The Cotswolds occupies a particular place in the English imagination. Its honey-coloured limestone villages, its ancient church towers rising above beech-wooded valleys, its markets and manor houses and quiet lanes bordered by dry-stone walls — all of it conspires to produce a version of England that feels simultaneously timeless and intensely reassuring.

It is also, understandably, extremely popular. Bourton-on-the-Water on a summer weekend; Burford in July; Chipping Campden during the Cotswold Olympics — these experiences can feel closer to a theme park than a rural idyll. The crowds do not diminish the underlying beauty of the place, but they do transform the experience of it.

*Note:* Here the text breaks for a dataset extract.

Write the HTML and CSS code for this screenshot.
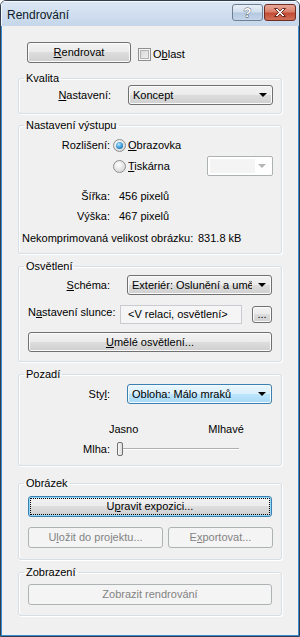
FILE: index.html
```html
<!DOCTYPE html>
<html lang="cs">
<head>
    <meta charset="UTF-8">
    <title>Rendrování</title>
    <link rel="stylesheet" href="styles.css">
</head>
<body>
    <div class="window">
        <div class="titlebar">
            <span class="title">Rendrování</span>
            <div class="caption">
                <span class="cap-btn help">
                    <svg width="11" height="13" viewBox="0 0 11 13">
                        <text x="5.5" y="11" text-anchor="middle" font-family="Liberation Sans, sans-serif" font-weight="bold" font-size="13" fill="#fff" stroke="#3f4a57" stroke-width="0.8" paint-order="stroke">?</text>
                    </svg>
                </span>
                <span class="cap-btn close">
                    <svg width="14" height="11" viewBox="0 0 14 11">
                        <path d="M1.5 1.5h3l2.5 2.6 2.5-2.6h3l-4 4 4 4h-3L7 6.9 4.5 9.5h-3l4-4z" fill="#fff" stroke="#5a1a12" stroke-width="0.9" stroke-linejoin="round"/>
                    </svg>
                </span>
            </div>
        </div>

        <div class="client">
            <div class="top-row">
                <button class="btn render"><u>R</u>endrovat</button>
                <span class="chk"></span>
                <span class="chk-label">O<u>b</u>last</span>
            </div>

            <fieldset class="group quality">
                <legend>Kvalita</legend>
                <div class="row">
                    <span class="lbl wide"><u>N</u>astavení:</span>
                    <div class="combo after-lbl"><span class="text">Koncept</span><span class="arrow"></span></div>
                </div>
            </fieldset>

            <fieldset class="group output">
                <legend>Nastavení výstupu</legend>
                <div class="row">
                    <span class="lbl">Rozlišení:</span>
                    <span class="radio checked"></span>
                    <span class="radio-label"><u>O</u>brazovka</span>
                </div>
                <div class="row r-print">
                    <span class="lbl"></span>
                    <span class="radio"></span>
                    <span class="radio-label"><u>T</u>iskárna</span>
                    <div class="combo disabled small"><span class="field"></span><span class="arrow"></span></div>
                </div>
                <div class="row r-size">
                    <span class="lbl">Šířka:</span>
                    <span class="value">456 pixelů</span>
                </div>
                <div class="row">
                    <span class="lbl">Výška:</span>
                    <span class="value">467 pixelů</span>
                </div>
                <div class="row r-raw">
                    <span>Nekomprimovaná velikost obrázku:</span>
                    <span class="raw-value">831.8 kB</span>
                </div>
            </fieldset>

            <fieldset class="group lighting">
                <legend>Osvětlení</legend>
                <div class="row">
                    <span class="lbl"><u>S</u>chéma:</span>
                    <div class="combo after-lbl"><span class="text">Exteriér: Oslunění a umělé</span><span class="arrow"></span></div>
                </div>
                <div class="row r-sun">
                    <span class="lbl">N<u>a</u>stavení slunce:</span>
                    <div class="textbox">&lt;V relaci, osvětlení&gt;</div>
                    <button class="btn dots">...</button>
                </div>
                <button class="btn full r-artificial"><u>U</u>mělé osvětlení...</button>
            </fieldset>

            <fieldset class="group background">
                <legend>Pozadí</legend>
                <div class="row">
                    <span class="lbl">Sty<u>l</u>:</span>
                    <div class="combo hot after-lbl"><span class="text">Obloha: Málo mraků</span><span class="arrow"></span></div>
                </div>
                <div class="row r-scale">
                    <span class="scale-left">Jasno</span>
                    <span class="scale-right">Mlhavé</span>
                </div>
                <div class="row">
                    <span class="lbl">Mlha:</span>
                    <div class="slider"><span class="thumb"></span></div>
                </div>
            </fieldset>

            <fieldset class="group image">
                <legend>Obrázek</legend>
                <button class="btn full focused">U<u>p</u>ravit expozici...</button>
                <div class="row r-export">
                    <button class="btn disabled save">U<u>l</u>ožit do projektu...</button>
                    <button class="btn disabled export">E<u>x</u>portovat...</button>
                </div>
            </fieldset>

            <fieldset class="group display">
                <legend>Zobrazení</legend>
                <button class="btn full disabled">Zobrazit rendrování</button>
            </fieldset>
        </div>
    </div>
</body>
</html>
```

FILE: styles.css
```css
body {
    margin: 0;
    font-family: "Liberation Sans", Arial, sans-serif;
    font-size: 11px;
    color: #000;
}

.window {
    width: 300px;
    height: 637px;
    box-sizing: border-box;
    border: 1px solid #313d4a;
    border-radius: 6px 6px 0 0;
    background: #c9d9ec;
    display: flex;
    flex-direction: column;
    overflow: hidden;
}

.titlebar {
    height: 25px;
    flex: none;
    display: flex;
    align-items: flex-start;
    background: linear-gradient(#dde8f5, #c5d6ea);
    box-shadow: inset 1px 1px 0 #f4f8fc;
}

.title {
    font-size: 12px;
    line-height: 14px;
    margin: 7px 0 0 6px;
    color: #0d1a28;
}

.caption {
    margin: 3px 0 0 auto;
    display: flex;
    gap: 1px;
    padding-right: 3px;
}

.cap-btn {
    width: 31px;
    height: 17px;
    box-sizing: border-box;
    border: 1px solid #6f7f92;
    border-radius: 3px;
    display: flex;
    align-items: center;
    justify-content: center;
}

.help {
    background: linear-gradient(#e9eff7 0%, #d2dfee 45%, #b6c9e0 55%, #c4d5ea 100%);
}

.close {
    width: 32px;
    border-color: #6d2d23;
    background: linear-gradient(#e9a99b 0%, #d9806b 45%, #c24c35 55%, #d0705a 100%);
}

.client {
    flex: 1;
    background: #f0f0f0;
    border: 1px solid #3a8bd0;
    border-top: none;
    padding-top: 16px;
}

/* buttons */

.btn {
    font-family: inherit;
    font-size: 11px;
    color: #000;
    height: 21px;
    padding: 0;
    box-sizing: border-box;
    border: 1px solid #707070;
    border-radius: 3px;
    background: linear-gradient(#f2f2f2 0%, #ebebeb 50%, #dddddd 50%, #cfcfcf 100%);
    box-shadow: inset 0 0 0 1px #fbfbfb;
    line-height: 19px;
}

.btn.focused {
    border-color: #3c7fb1;
    box-shadow: inset 0 0 0 1px #8fd8f9;
    outline: 1px dotted #000;
    outline-offset: -3px;
}

.btn.disabled {
    border-color: #adb2b5;
    background: #f4f4f4;
    box-shadow: none;
    color: #838383;
}

.top-row {
    display: flex;
    align-items: flex-start;
    height: 21px;
}

.render {
    margin-left: 25px;
    width: 104px;
}

.chk {
    margin: 6px 0 0 7px;
    width: 13px;
    height: 13px;
    box-sizing: border-box;
    border: 1px solid #8f8f8f;
    background: linear-gradient(135deg, #d2d2d2, #f4f4f4);
    box-shadow: inset 0 0 0 1px #f6f6f6, inset 0 0 0 2px #b2b2b2;
}

.chk-label {
    margin: 4px 0 0 2px;
    line-height: 16px;
}

/* group boxes */

.group {
    margin: 0 0 0 16px;
    width: 264px;
    box-sizing: border-box;
    border: 1px solid #d5dfe5;
    border-radius: 3px;
    box-shadow: 1px 1px 0 #fff, inset 1px 1px 0 #fff;
    padding: 0 8px 0 9px;
    min-width: 0;
}

.group legend {
    padding: 0 2px;
    margin-left: -4px;
    line-height: 13px;
}

.quality { margin-top: 9px; padding-bottom: 8px; }
.output { margin-top: 5px; padding-top: 3px; padding-bottom: 5px; }
.lighting { margin-top: 6px; padding-top: 2px; padding-bottom: 9px; }
.background { margin-top: 6px; padding-top: 3px; padding-bottom: 6px; }
.image { margin-top: 11px; padding-top: 6px; padding-bottom: 11px; }
.display { margin-top: 6px; padding-top: 5px; padding-bottom: 10px; }

.row {
    display: flex;
    align-items: center;
    height: 20px;
    line-height: 20px;
    white-space: nowrap;
}

.lbl {
    width: 82px;
    text-align: right;
    flex: none;
}

.lbl.wide {
    width: 83px;
}

/* combo boxes */

.combo {
    position: relative;
    display: flex;
    height: 20px;
    box-sizing: border-box;
    width: 145px;
    border: 1px solid #707070;
    border-radius: 3px;
    background: linear-gradient(#f2f2f2 0%, #ebebeb 50%, #dddddd 50%, #cfcfcf 100%);
    box-shadow: inset 0 0 0 1px #fbfbfb;
    line-height: 18px;
    padding: 0 0 0 4px;
    white-space: nowrap;
}

.combo .text {
    width: 120px;
    overflow: hidden;
}

.combo.after-lbl {
    margin-left: 17px;
}

.combo.hot {
    border-color: #3c7fb1;
    background: linear-gradient(#eaf6fd 0%, #d9f0fc 50%, #bee6fd 50%, #a7d9f5 100%);
    box-shadow: inset 0 0 0 1px #f2fafe;
}

.combo .arrow {
    position: absolute;
    right: 5px;
    top: 7px;
    border-left: 4px solid transparent;
    border-right: 4px solid transparent;
    border-top: 4px solid #000;
}

.combo.disabled {
    width: 66px;
    margin-left: auto;
    border-color: #adb2b5;
    border-radius: 2px;
    background: #fff;
    box-shadow: none;
    padding: 0;
}

.combo.disabled .field {
    position: absolute;
    left: 2px;
    top: 2px;
    bottom: 2px;
    width: 45px;
    background: #f4f4f4;
}

.combo.disabled .arrow {
    border-top-color: #b6b6b6;
    right: 6px;
}

/* radios */

.radio {
    margin-left: 3px;
    width: 13px;
    height: 13px;
    box-sizing: border-box;
    border-radius: 50%;
    border: 1px solid #8e8f8f;
    background: radial-gradient(circle at 40% 35%, #fff, #dcdcdc 70%, #cfcfcf);
    position: relative;
}

.radio.checked::after {
    content: "";
    position: absolute;
    left: 2px;
    top: 2px;
    width: 7px;
    height: 7px;
    border-radius: 50%;
    background: radial-gradient(circle at 40% 35%, #b8e4fb, #3596d4 55%, #13507e);
}

.radio-label {
    margin-left: 2px;
}

.r-print { margin-top: 1px; }
.r-size { margin-top: 10px; }
.r-raw { margin-top: 2px; margin-left: -6px; }

.value {
    margin-left: 9px;
}

.raw-value {
    margin-left: auto;
    width: 75px;
}

/* lighting */

.r-sun {
    margin-top: 7px;
    height: 22px;
    align-items: flex-start;
}

.r-sun .lbl {
    line-height: 20px;
}

.textbox {
    margin: 3px 0 0 10px;
    width: 122px;
    height: 19px;
    box-sizing: border-box;
    border: 1px solid #c9cbd0;
    background: #f5f5f5;
    line-height: 17px;
    padding-left: 7px;
}

.btn.dots {
    margin: 4px 0 0 10px;
    width: 20px;
    height: 17px;
    line-height: 13px;
}

.btn.full {
    display: block;
    width: 244px;
}

.r-artificial {
    margin-top: 8px;
    height: 20px;
    line-height: 18px;
}

/* background */

.r-scale {
    margin-top: 15px;
}

.scale-left {
    margin-left: 81px;
}

.scale-right {
    margin-left: 70px;
}

.slider {
    position: relative;
    margin-left: 7px;
    width: 122px;
    height: 16px;
}

.slider::before {
    content: "";
    position: absolute;
    left: 0;
    right: 0;
    top: 7px;
    height: 1px;
    background: #b0b0b0;
    box-shadow: 0 1px 0 #fff;
}

.thumb {
    position: absolute;
    left: 0;
    top: 1px;
    width: 6px;
    height: 14px;
    box-sizing: border-box;
    border: 1px solid #707070;
    border-radius: 2px;
    background: linear-gradient(90deg, #f8f8f8, #dcdcdc);
}

/* image */

.r-export {
    margin-top: 10px;
    height: 21px;
    gap: 5px;
}

.save {
    width: 135px;
}

.export {
    width: 105px;
}
```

The answer is timing and selection. Visit in September or October, when the summer visitors have retreated and the beech woods are doing extraordinary things with light. Choose the less-celebrated villages alongside the famous ones. Walk between them rather than driving. The Cotswolds that reveals itself under these conditions is magnificent.

Lacock, Wiltshire

Lacock sits technically at the Cotswolds' southern edge, in Wiltshire rather than Gloucestershire, but its National Trust-preserved centre is one of the finest examples of a medieval village in England. It has been used as a filming location so frequently — Pride and Prejudice, Downton Abbey, Wolf Hall — that parts of it are immediately recognisable to anyone who watches British period drama. But away from the abbey and the main street, it is a place of remarkable quietness.